From our hypothesis testing procedure we know that if we want to achieve a Type I error rate of no more than $\alpha$ we should reject $H_0$ in a two-sided test on the upper tail if the test statistic, $t=\frac{\hat{\tau}^{\text{dm}}}{\widehat{SE}}$, falls to the right of the upper-tail critical value $z_{\alpha/2}$ of the standard normal distribution. That is, we should reject if $\frac{\hat{\tau}^{\text{dm}}}{\widehat{SE}} > z_{\alpha/2}$. This implies that we should reject the hull hypothesis if, in the sampling distribution, $\hat{\tau}^{\text{dm}} > \widehat{SE} z_{\alpha/2}$. This threshold for rejection is indicated by vertical line B in the figure.
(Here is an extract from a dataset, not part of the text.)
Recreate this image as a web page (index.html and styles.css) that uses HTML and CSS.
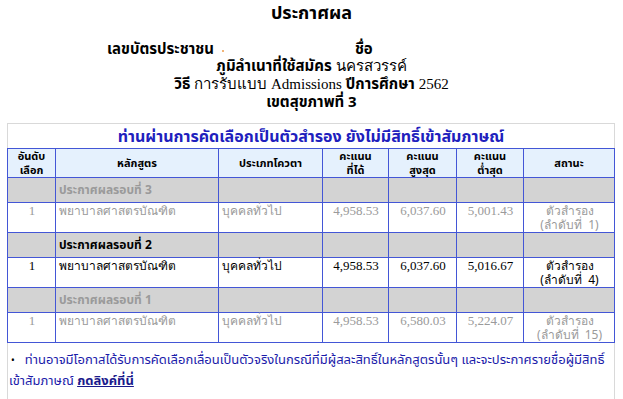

This rejection rule takes care of our Type I error rate.

To ensure adequate power, which will give us our desired Type II error rate, remember that the MDE is defined as the effect size that, if it is true, we have a $1-\beta$ percent of detecting. In the context of Figure 7.1 this means that if the $H_A$ distribution on the right hand side is the true distribution, then we have to reject $H_0$ $1-\beta$ percent of the time. For this to be true, 80 percent of the mass of the $H_A$ distribution has to be to the right of the rejection threshold indicated by vertical line B. The distance between that threshold and the center of the $H_A$ distribution is given by $z_{1-\beta}$, the critical value in that distribution that has $1-\beta$ to its right. Having our $H_A$ distribution positioned in this way takes care of our Type II error rate.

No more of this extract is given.